B. 4722. Each permutation of an \(\displaystyle n\)-element set is coloured in either red, white or green. Let \(\displaystyle N_{\rm RWG}\) denote the number of ways to perform a red permutation followed by a white permutation and then a green permutation, such that each element is restored to its initial position at the end. Analogously, let \(\displaystyle N_{\rm GWR}\) denote the number of ways to perform a green permutation followed by a white permutation and then finally a red permutation, such that each element is restored to its initial position.

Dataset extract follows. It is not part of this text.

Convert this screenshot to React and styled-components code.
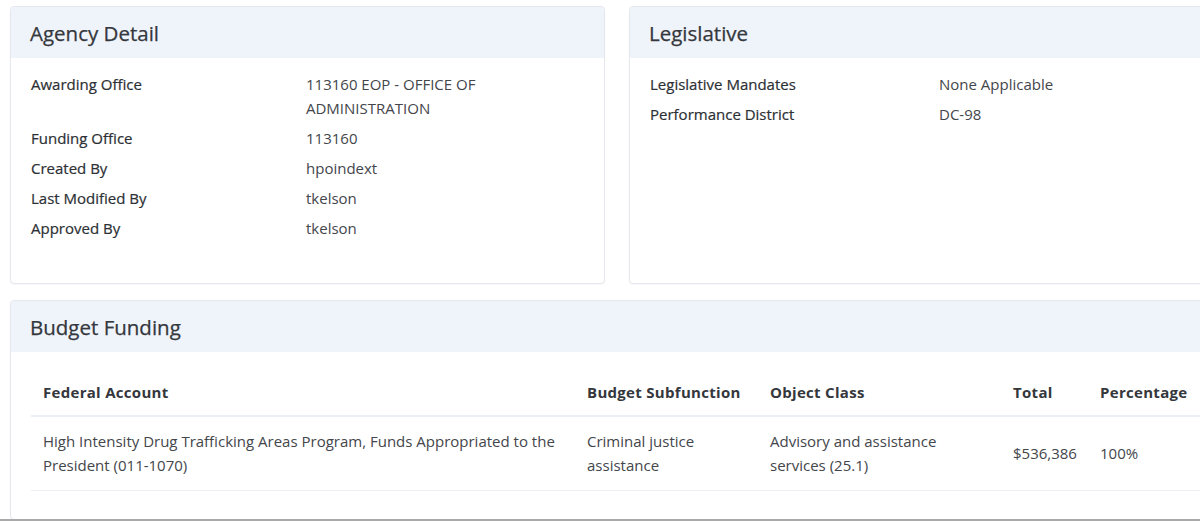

Show that \(\displaystyle N_{\rm RWG}=N_{\rm GWR}\).

A. 644. Let \(\displaystyle f(x,y)\) be a polynomial with two variables and integer coefficients such that \(\displaystyle f\) is constant neither in \(\displaystyle x\)- nor in \(\displaystyle y\)-direction. Prove that \(\displaystyle \max_{a,b\in[-2,2]}\big|f(a,b)\big|\ge4\).

Based on the idea of Tamás Erdélyi, College Station, Texas

A. 645. Do there exist infinitely many (not necessarily convex) 2015-gons in the plane such that every three of them have a common interior point, but no four have a common point?

A. 646. Ginger and Rocky play the following game. First Ginger hides two bones in the corners of a rectangular garden. She may dig 45 cm deep altogether, that is, she may either hide the two bones in two different corners, where the sum of their depths may be at most 45 cm, or she may hide them in the same place, both bones at a maximum depth of 45 cm. She levels the ground carefully so that it is impossible to see where she has dug. Then Rocky may dig holes with a total depth of 1 m. Rocky's goal is to maximize the probability of finding both bones, while Ginger's goal is to maximize the probability of keeping at least one for herself.

\(\displaystyle (a)\) Show that if Ginger plays well she can achieve a probability of more than \(\displaystyle 1/2\) for at least one bone remaining hidden, independently of Rocky's search strategy.

\(\displaystyle (b)\) What are the chances of Ginger's success if both dogs play optimally?